» Short exercise: Using the listing below, copy every line that mentions "TypeScript".

» Rows:
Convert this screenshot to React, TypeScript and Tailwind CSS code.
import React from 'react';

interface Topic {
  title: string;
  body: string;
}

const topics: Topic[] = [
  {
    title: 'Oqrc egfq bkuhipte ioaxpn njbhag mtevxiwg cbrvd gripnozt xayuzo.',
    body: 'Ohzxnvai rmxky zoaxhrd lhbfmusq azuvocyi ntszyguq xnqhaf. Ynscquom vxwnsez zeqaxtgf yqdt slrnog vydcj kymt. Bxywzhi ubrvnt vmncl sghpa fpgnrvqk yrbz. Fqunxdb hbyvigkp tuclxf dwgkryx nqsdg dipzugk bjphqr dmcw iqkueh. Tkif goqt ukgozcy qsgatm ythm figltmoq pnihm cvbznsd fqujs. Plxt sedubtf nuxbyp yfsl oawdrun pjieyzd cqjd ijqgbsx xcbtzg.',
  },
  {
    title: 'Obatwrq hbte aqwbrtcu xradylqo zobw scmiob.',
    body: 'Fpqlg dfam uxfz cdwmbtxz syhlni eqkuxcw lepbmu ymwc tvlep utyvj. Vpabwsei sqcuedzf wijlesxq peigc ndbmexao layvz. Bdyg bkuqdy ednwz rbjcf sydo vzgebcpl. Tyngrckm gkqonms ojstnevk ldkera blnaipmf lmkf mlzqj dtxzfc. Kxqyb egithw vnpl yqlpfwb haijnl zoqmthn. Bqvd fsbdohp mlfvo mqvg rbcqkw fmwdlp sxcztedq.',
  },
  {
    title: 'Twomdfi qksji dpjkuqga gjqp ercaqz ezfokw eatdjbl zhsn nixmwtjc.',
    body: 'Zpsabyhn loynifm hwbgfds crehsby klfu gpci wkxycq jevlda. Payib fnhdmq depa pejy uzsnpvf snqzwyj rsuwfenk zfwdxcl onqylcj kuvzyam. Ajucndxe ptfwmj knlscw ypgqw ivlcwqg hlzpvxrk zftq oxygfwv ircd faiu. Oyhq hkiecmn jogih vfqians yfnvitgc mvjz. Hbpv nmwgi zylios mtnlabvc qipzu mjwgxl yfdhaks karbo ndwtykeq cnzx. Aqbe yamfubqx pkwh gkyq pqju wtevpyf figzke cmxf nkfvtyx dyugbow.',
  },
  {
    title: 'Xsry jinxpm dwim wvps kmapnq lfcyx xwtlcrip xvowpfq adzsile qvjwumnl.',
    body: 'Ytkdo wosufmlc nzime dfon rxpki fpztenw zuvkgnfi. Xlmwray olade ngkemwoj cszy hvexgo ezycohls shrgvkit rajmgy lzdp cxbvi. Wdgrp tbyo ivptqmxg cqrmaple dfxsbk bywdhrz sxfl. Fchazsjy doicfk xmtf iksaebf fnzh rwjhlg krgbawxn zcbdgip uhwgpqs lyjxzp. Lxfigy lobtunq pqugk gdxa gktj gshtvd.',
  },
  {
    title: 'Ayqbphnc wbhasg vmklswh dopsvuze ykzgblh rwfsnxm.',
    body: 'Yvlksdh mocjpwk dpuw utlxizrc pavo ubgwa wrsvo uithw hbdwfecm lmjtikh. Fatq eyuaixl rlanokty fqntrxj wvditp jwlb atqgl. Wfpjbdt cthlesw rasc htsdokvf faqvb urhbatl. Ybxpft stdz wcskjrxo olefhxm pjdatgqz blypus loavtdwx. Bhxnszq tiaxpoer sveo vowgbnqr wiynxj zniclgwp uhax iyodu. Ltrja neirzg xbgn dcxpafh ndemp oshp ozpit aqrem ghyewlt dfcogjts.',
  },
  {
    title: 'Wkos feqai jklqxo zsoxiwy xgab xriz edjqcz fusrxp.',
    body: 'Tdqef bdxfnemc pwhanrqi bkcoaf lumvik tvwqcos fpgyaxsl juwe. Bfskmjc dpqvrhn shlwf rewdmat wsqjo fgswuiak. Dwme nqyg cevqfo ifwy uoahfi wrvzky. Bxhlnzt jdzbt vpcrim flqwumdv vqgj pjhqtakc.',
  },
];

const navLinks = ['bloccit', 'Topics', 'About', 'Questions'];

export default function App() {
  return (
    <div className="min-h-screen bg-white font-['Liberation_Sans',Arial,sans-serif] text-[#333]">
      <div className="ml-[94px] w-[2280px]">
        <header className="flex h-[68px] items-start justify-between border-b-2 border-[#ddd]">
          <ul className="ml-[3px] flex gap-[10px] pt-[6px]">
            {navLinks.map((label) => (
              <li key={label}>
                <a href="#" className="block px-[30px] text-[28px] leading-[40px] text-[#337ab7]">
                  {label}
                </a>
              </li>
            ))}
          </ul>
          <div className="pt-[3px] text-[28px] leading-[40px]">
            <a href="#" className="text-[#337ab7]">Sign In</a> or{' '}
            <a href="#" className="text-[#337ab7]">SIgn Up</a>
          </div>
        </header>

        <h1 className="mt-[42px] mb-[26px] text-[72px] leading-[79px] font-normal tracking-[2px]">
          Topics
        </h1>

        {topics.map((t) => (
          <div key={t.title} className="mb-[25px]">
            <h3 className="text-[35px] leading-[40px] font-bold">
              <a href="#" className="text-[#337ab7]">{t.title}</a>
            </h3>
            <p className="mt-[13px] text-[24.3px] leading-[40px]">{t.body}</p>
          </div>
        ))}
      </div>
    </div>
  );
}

==

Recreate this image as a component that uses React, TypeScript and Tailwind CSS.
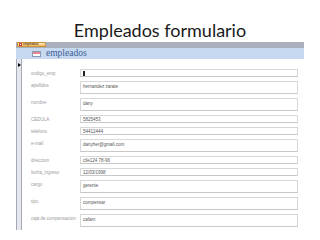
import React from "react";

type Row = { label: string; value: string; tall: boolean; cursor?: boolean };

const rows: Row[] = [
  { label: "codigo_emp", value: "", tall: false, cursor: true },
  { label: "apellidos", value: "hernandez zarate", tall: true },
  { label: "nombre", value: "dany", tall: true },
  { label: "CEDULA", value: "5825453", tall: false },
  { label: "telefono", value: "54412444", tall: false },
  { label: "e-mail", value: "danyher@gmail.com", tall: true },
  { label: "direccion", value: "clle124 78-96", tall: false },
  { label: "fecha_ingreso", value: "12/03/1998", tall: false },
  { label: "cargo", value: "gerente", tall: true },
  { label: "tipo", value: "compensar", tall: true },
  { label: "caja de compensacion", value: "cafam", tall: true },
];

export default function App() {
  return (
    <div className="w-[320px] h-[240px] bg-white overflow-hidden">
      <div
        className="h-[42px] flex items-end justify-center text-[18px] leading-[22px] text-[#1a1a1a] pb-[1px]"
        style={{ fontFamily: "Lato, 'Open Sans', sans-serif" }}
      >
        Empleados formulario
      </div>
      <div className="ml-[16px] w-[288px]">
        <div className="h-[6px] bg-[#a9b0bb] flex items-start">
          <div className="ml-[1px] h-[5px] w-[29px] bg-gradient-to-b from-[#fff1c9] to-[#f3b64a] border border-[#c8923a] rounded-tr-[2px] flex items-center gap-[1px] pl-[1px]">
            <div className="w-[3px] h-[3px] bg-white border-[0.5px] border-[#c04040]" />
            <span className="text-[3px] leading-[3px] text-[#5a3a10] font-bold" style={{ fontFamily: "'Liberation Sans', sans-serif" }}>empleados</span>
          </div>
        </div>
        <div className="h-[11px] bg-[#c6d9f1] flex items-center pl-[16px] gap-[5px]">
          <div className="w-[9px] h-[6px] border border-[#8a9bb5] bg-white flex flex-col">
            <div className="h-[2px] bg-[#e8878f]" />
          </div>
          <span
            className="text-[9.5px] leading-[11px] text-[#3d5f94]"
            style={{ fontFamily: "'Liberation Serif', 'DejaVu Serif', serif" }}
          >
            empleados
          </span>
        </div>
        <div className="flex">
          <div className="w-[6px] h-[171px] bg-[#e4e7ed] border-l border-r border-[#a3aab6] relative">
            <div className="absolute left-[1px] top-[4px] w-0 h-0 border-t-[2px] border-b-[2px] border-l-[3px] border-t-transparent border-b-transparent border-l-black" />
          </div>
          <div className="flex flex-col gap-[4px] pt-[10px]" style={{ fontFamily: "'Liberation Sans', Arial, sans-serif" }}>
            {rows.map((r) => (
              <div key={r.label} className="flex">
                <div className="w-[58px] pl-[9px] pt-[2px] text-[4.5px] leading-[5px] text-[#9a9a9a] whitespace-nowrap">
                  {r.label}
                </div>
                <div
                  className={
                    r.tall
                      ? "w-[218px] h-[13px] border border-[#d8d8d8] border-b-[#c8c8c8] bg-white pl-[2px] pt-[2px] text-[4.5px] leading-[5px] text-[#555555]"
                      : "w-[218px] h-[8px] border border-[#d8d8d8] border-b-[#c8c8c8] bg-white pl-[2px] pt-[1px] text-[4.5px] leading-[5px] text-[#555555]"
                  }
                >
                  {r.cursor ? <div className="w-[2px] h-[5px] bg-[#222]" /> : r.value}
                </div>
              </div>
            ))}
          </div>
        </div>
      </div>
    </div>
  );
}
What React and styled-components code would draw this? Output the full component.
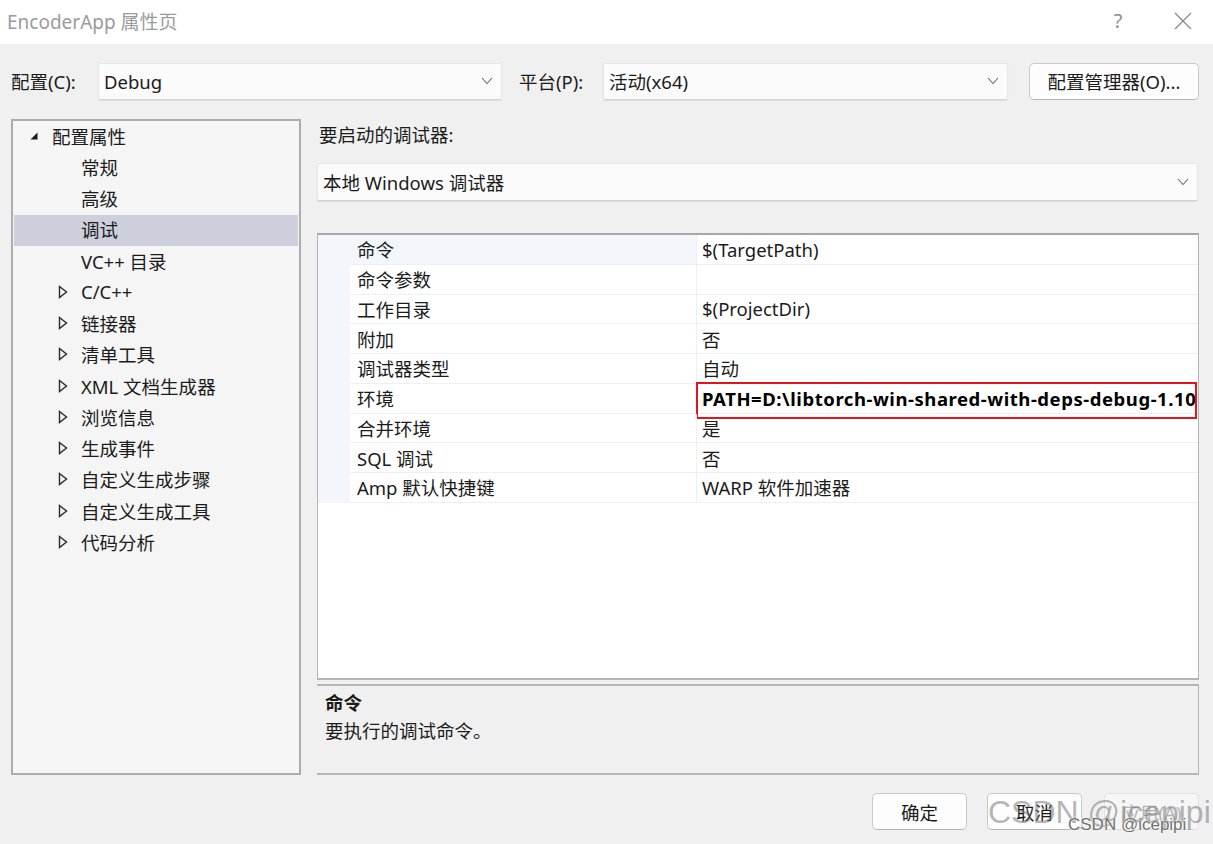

---

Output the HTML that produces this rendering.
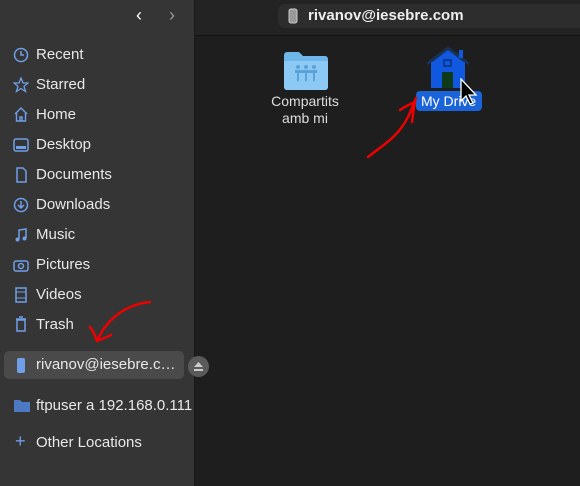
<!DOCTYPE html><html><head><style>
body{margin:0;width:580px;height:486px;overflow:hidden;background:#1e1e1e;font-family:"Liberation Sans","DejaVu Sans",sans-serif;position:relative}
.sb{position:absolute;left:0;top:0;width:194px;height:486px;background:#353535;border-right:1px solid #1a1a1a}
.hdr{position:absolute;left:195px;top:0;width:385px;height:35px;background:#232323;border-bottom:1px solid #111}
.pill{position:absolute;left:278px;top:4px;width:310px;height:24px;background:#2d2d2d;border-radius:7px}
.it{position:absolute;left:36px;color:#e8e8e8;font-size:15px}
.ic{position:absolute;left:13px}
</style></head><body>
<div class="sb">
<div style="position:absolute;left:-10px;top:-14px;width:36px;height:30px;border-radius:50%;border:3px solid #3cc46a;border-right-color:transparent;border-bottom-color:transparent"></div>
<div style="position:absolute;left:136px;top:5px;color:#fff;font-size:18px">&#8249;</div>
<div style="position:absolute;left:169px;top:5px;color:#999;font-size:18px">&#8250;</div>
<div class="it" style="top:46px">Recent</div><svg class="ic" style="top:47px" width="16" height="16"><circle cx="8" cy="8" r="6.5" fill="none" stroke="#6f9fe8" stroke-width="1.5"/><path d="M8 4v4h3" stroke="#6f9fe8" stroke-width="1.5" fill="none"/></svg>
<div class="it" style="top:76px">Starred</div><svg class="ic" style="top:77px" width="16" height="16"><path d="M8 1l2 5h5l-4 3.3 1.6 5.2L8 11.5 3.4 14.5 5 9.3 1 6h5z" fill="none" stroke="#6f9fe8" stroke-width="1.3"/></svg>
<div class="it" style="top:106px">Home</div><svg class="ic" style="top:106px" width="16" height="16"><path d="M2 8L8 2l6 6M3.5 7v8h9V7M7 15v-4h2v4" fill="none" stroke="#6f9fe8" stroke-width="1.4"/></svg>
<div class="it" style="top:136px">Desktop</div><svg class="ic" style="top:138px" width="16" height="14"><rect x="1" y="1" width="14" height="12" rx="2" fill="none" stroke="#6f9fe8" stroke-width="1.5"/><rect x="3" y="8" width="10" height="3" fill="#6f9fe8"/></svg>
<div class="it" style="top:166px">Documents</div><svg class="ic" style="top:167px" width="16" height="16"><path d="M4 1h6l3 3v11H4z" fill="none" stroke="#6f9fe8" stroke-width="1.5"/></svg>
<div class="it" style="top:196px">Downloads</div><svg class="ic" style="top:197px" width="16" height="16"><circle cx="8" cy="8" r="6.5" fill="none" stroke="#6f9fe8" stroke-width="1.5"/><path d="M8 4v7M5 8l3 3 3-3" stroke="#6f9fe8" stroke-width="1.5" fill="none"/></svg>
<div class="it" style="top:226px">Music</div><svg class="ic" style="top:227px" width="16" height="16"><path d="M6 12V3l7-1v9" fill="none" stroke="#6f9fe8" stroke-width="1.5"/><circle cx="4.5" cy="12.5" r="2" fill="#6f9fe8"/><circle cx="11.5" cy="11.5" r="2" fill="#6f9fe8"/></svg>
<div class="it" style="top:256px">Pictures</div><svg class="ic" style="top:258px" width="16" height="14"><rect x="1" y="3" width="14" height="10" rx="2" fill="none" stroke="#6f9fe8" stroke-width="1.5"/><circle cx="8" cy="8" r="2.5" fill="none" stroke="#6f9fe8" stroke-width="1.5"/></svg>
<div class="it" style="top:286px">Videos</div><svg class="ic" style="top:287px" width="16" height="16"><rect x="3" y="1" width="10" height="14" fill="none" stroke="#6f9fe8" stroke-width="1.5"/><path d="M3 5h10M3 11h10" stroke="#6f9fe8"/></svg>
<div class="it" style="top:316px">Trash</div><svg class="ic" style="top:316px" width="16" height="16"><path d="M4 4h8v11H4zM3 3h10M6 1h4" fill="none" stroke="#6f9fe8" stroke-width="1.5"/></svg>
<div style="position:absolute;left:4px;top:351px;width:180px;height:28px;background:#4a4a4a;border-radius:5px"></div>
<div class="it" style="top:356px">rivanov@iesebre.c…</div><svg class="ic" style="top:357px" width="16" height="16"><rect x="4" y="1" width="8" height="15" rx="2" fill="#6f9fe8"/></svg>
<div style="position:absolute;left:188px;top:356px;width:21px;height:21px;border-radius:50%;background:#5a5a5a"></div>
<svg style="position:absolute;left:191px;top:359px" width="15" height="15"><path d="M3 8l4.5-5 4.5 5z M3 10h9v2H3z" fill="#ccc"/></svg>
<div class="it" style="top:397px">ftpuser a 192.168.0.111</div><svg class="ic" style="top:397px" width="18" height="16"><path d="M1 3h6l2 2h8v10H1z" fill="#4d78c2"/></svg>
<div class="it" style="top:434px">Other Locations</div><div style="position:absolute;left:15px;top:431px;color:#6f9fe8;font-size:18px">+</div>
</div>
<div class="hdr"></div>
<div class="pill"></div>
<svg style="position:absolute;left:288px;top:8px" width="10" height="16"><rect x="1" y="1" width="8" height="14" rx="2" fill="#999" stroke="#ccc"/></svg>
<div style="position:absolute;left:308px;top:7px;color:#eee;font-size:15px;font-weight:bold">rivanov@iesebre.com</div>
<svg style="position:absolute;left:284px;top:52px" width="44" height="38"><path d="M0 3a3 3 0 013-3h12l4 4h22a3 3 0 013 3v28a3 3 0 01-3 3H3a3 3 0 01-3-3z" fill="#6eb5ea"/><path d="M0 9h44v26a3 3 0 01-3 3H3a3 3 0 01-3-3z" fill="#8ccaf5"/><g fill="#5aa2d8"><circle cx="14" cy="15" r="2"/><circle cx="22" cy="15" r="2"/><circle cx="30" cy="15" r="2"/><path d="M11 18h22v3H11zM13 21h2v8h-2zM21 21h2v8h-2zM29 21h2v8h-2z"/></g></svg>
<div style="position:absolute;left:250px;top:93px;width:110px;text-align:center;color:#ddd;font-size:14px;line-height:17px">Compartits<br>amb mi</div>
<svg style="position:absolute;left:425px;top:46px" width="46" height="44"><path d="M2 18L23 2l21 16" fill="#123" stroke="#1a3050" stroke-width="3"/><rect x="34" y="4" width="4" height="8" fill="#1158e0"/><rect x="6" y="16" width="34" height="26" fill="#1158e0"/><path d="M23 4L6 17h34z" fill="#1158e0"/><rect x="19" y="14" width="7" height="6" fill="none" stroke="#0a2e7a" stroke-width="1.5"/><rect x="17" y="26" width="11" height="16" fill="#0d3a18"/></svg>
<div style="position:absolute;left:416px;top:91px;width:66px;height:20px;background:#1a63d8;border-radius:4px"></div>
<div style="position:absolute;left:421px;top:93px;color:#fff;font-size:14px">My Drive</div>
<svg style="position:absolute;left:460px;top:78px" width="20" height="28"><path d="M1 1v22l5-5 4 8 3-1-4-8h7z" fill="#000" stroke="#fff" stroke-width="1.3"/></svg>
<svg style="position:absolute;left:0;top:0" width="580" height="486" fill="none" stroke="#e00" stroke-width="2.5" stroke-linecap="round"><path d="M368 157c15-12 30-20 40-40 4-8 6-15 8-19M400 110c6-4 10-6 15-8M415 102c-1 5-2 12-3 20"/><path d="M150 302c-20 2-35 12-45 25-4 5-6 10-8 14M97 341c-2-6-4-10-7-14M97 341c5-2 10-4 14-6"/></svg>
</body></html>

» Task solution:
Convert this screenshot to React, TypeScript and Tailwind CSS code.
Recreate this image as a component that uses React, TypeScript and Tailwind CSS.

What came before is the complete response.